I arrived in my new country of residence late on Sunday night, and it’s been a non-stop week since then. I’ve met with the staff, been introduced to a hundred different important people that I need to try to remember, I’ve visited offices and restaurants and coffee shops and hotels, asked a million questions and came up with two million more.
There is so much.
There is so much need. Several meetings ended up being a long discussion pointing out all the lack; there is never enough money, food, supplies, space, and trained personnel to adequately care for the thousands of children abandoned, abused, bought and sold. It can be disheartening, but at the same time, there is so much strength. Determination. Grit. I’ve met some incredibly inspiring people who work with almost nothing in deplorable conditions and yet… they keep trying. They keep showing up and doing the best they can with what they have.
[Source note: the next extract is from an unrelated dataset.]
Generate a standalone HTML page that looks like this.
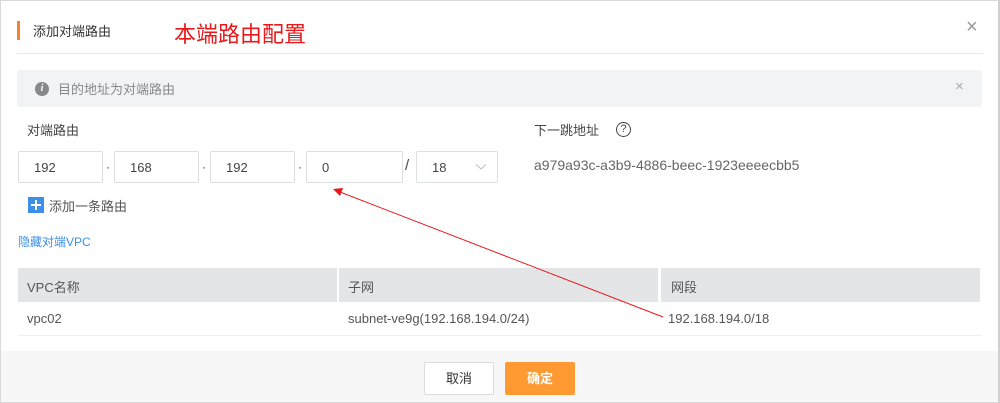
<!DOCTYPE html><html><head><meta charset="utf-8"><style>
*{margin:0;padding:0;box-sizing:border-box}
body{width:1000px;height:403px;overflow:hidden;background:#fff;font-family:"Liberation Sans","Noto Sans CJK SC",sans-serif;position:relative;color:#333}
.a{position:absolute}
.inp{position:absolute;top:151px;height:32px;border:1px solid #dcdfe6;border-radius:2px;font-size:13px;color:#444;padding:8px 0 0 15px}
.dot{position:absolute;top:160px;font-size:12px;color:#333}
</style></head><body>
<div class="a" style="left:0;top:0;width:1000px;height:403px;border:1px solid #d9d9d9;border-right:2px solid #d0d0d0"></div>
<div class="a" style="left:17px;top:21px;width:3px;height:19px;background:#f5822a"></div>
<div class="a" style="left:33px;top:21px;font-size:13px;color:#333">添加对端路由</div>
<div class="a" style="left:174px;top:17px;font-size:22px;color:#e8191b">本端路由配置</div>
<div class="a" style="left:966px;top:16px;font-size:20px;color:#999">×</div>
<div class="a" style="left:17px;top:53px;width:966px;height:1px;background:#e6e7ec"></div>
<div class="a" style="left:17px;top:70px;width:965px;height:37px;background:#f2f3f5;border-radius:3px"></div>
<div class="a" style="left:35px;top:82px;width:14px;height:14px;border-radius:50%;background:#888;color:#fff;font-size:10px;font-weight:bold;text-align:center;line-height:14px;font-style:italic;font-family:'Liberation Serif',serif">i</div>
<div class="a" style="left:58px;top:79px;font-size:13px;color:#888">目的地址为对端路由</div>
<div class="a" style="left:955px;top:78px;font-size:15px;color:#aaa">×</div>
<div class="a" style="left:27px;top:120px;font-size:13px;color:#444">对端路由</div>
<div class="inp" style="left:18px;width:85px">192</div>
<div class="dot" style="left:106px">·</div>
<div class="inp" style="left:114px;width:85px">168</div>
<div class="dot" style="left:202px">·</div>
<div class="inp" style="left:210px;width:85px">192</div>
<div class="dot" style="left:298px">·</div>
<div class="inp" style="left:306px;width:97px">0</div>
<div class="a" style="left:405px;top:157px;font-size:15px;color:#444">/</div>
<div class="inp" style="left:416px;width:82px">18</div>
<svg class="a" style="left:475px;top:163px" width="12" height="8"><path d="M1 1.5L6 6 11 1.5" stroke="#bbb" fill="none"/></svg>
<div class="a" style="left:534px;top:120px;font-size:13px;color:#444">下一跳地址</div>
<div class="a" style="left:616px;top:122px;width:15px;height:15px;border:1.5px solid #444;border-radius:50%;font-size:11px;text-align:center;line-height:12px;color:#444">?</div>
<div class="a" style="left:534px;top:157px;font-size:14px;color:#666">a979a93c-a3b9-4886-beec-1923eeeecbb5</div>
<div class="a" style="left:28px;top:197px;width:16px;height:16px;background:#3d8fe8"></div>
<div class="a" style="left:35px;top:200px;width:2px;height:10px;background:#fff"></div>
<div class="a" style="left:31px;top:204px;width:10px;height:2px;background:#fff"></div>
<div class="a" style="left:49px;top:196px;font-size:13px;color:#555">添加一条路由</div>
<div class="a" style="left:18px;top:233px;font-size:12px;color:#3d8fe8">隐藏对端VPC</div>
<div class="a" style="left:18px;top:268px;width:319px;height:34px;background:#e3e5e7"></div>
<div class="a" style="left:339px;top:268px;width:319px;height:34px;background:#e3e5e7"></div>
<div class="a" style="left:661px;top:268px;width:319px;height:34px;background:#e3e5e7"></div>
<div class="a" style="left:27px;top:277px;font-size:13px;color:#555">VPC名称</div>
<div class="a" style="left:348px;top:277px;font-size:13px;color:#555">子网</div>
<div class="a" style="left:671px;top:277px;font-size:13px;color:#555">网段</div>
<div class="a" style="left:27px;top:311px;font-size:13px;color:#555">vpc02</div>
<div class="a" style="left:348px;top:311px;font-size:13px;color:#555">subnet-ve9g(192.168.194.0/24)</div>
<div class="a" style="left:668px;top:311px;font-size:13px;color:#555">192.168.194.0/18</div>
<div class="a" style="left:18px;top:335px;width:964px;height:1px;background:#eee"></div>
<div class="a" style="left:1px;top:351px;width:997px;height:51px;background:#f7f7f7"></div>
<div class="a" style="left:424px;top:362px;width:70px;height:33px;background:#fff;border:1px solid #ddd;border-radius:2px;font-size:13px;text-align:center;line-height:31px;color:#333">取消</div>
<div class="a" style="left:505px;top:362px;width:70px;height:33px;background:#ff9a33;border-radius:2px;font-size:13px;text-align:center;line-height:33px;color:#fff;font-weight:bold">确定</div>
<svg class="a" style="left:0;top:0" width="1000" height="403"><line x1="663" y1="317" x2="340" y2="192" stroke="#e8191b" stroke-width="1"/><path d="M333 189L343 188L340 196Z" fill="#e8191b"/></svg>
</body></html>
There is so much broken. The adults in the room have lived through a heinous civil war, many of them forced to fight or flee and certainly live in fear. Just as things were really starting to look up here, Ebola hit and decimated the population and the progress they had made. There are broken systems and broken buildings and broken people. There is so much apathy, and I can understand why. And yet…
There is so much hope. The first peaceful transfer of power in decades happened in January and you can still feel the energy in the government, in the streets, in the hearts and words of the people. There is so much growth, and possibility, and ideas, and goodness ahead. They have survived and thrived and it’s absolutely remarkable.
There is so much beauty. I was able to escape the dust and noise of the city to see a program implementation a few hours from the capital; the lush green countryside fed my soul and lowered my blood pressure. The brilliant fabrics, the red dirt, the earnest faces and waves and smiles beckon my heart to relax into this place, to let it become home.
There is so much I want to do. So much. Just within this organization I have things to accomplish in relation to operational efficiency and organization, to finance, to program development, monitoring and evaluation, policy, partnerships, funding and development, personnel, training and staff development… on and on. It feels like I’m standing at the base of a mountain to climb.
It would be easy to say I feel overwhelmed but I don’t. Somehow the last ten years of development experience has broken through my achiever tendencies and I’m really excited to start climbing the mountain, one step at a time. The next step? Move in to my apartment tomorrow, bring order to the chaos, unpack the suitcases I’ve been living out of for weeks and weeks, and take a deep breath. The rest will come.
There is so much gratitude, in me, that I get to do this, that my friends and family support me, that I’ve been welcomed here with open arms and I’ve been gifted just the right skills, abilities, and passions for this season in this place. Thank you, from the depths.